Note: Weigel is accusing Benedict of exercising a “hermeneutic of rupture” with “Caritas” because he is siding with “Populorum Progressio” as beginning anew with the Social Doctrine of the Church: “the proponents of Populorum Progression (the 1967 social encyclical of Paul VI that Caritas in Veritate commemorates) would seem to be promoting a ‘hermeneutics of rupture’ when they claim that the tradition of Catholic social doctrine began anew with P.P. – a claim that at least some passages in Caritas in Veritate can be interpreted to support.”

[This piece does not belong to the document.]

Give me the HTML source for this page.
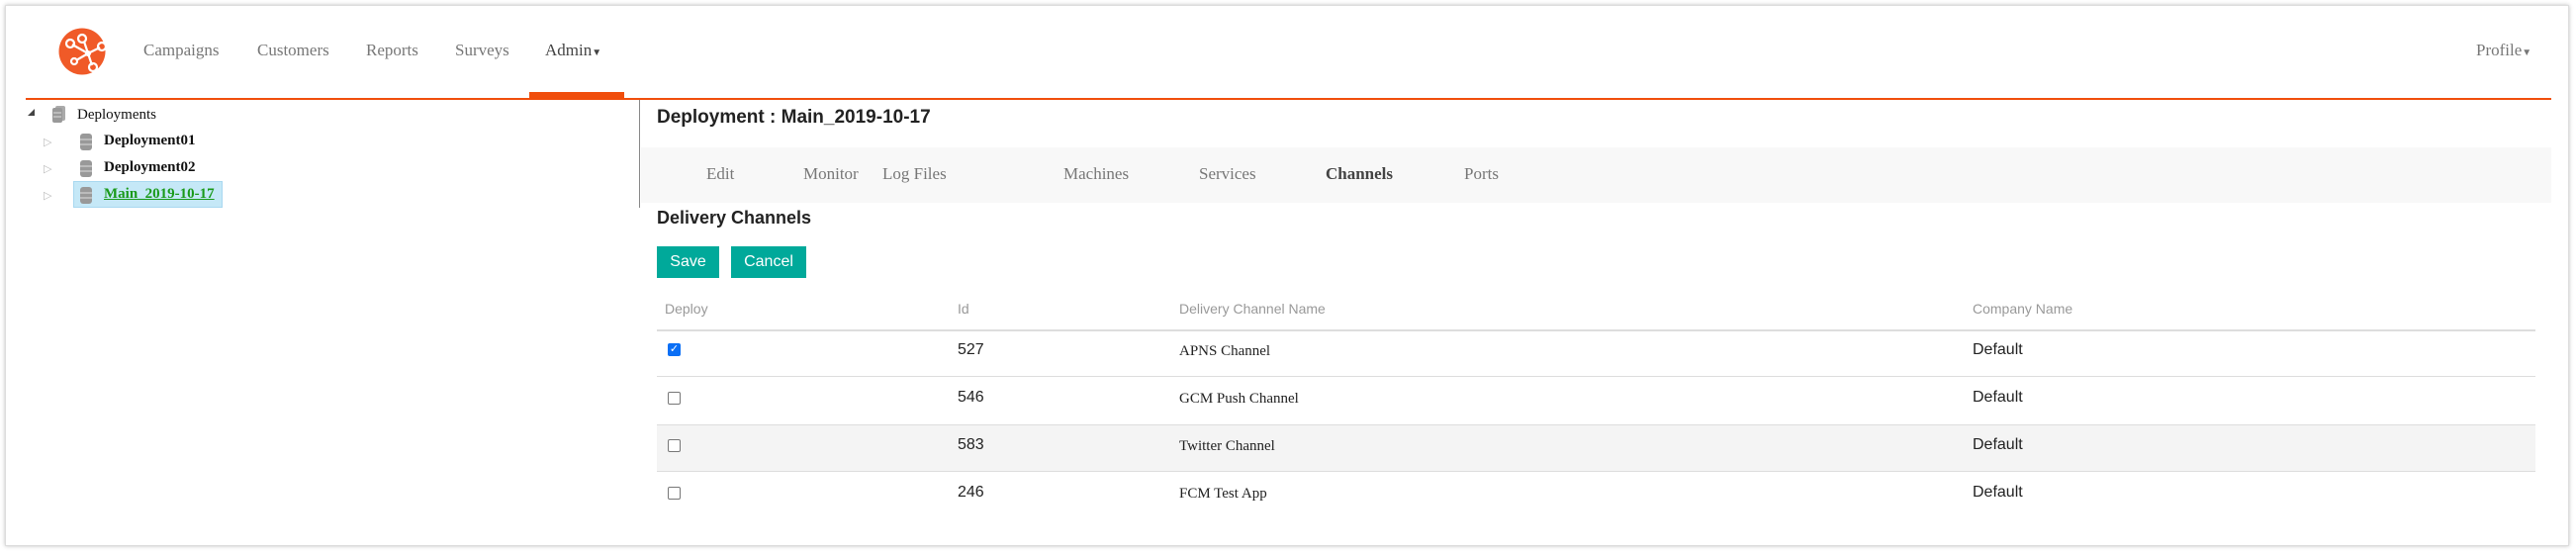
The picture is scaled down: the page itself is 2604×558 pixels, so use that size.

Basically Weigel is accusing the development of doctrine that took place in Vatican II – that was the passage from an epistemology of object to one of subject and the rereading of the entire doctrine of the Church in terms of the subject – of being the “hermeneutic of rupture.” Please consider this point. What is at stake is the very meaning of the Council that has not been understood as of yet. Consult, if you will, Karol Wojtyla’s Sources of Renewal on precisely this point. What was it that really took place in Vatican II, and that appeared for the first time in Populorum Progressio and then in Humanae Vitae?” This is the real bone of contention of Weigel, and it is at this point that we may be able to really come to grips with his mind and the real mind of the Council
I quote again his July 13th piece from National Review below:
“Throughout his pontificate, and in Caritas in Veritate, Pope Benedict XVI has been at pains to stress the continuity of Catholic life and thought before and after the Second Vatican Council: what he terms a “hermeneutics of continuity,” as distinguished from a “hermeneutics of rupture.” Or, in lay language, the claim that the Catholic Church reinvented itself at Vatican II is simply wrong. Yet the proponents of Populorum Progressio (the 1967 social encyclical of Paul VI that Caritas in Veritate commemorates) would seem to be promoting a “hermeneutics of rupture” when they claim that the tradition of Catholic social doctrine began anew with Populorum Progressio — a claim that at least some passages in Caritas in Veritate can be interpreted to support. This raises a very important question: Are there two Catholic social-doctrine traditions (one stemming from Leo XIII’s 1891 masterwork, Rerum Novarum, and a post-conciliar one beginning from Populorum Progressio), or is there one? This is not a merely theoretical argument, for the implications of the “two traditions” claim are considerable, especially in light of the fact that the Populorum Progressio “tradition” is the less disciplined of the two in closely identifying specific public policy recommendations with points of theological principle. Thus Benedict XVI’s entire effort to get the Catholic Church thinking of itself as a communion of believers in essential continuity over time is now back on the table of debate, because of the suggestion that something different in kind began, at least in terms of social doctrine, with Populorum Progressio.”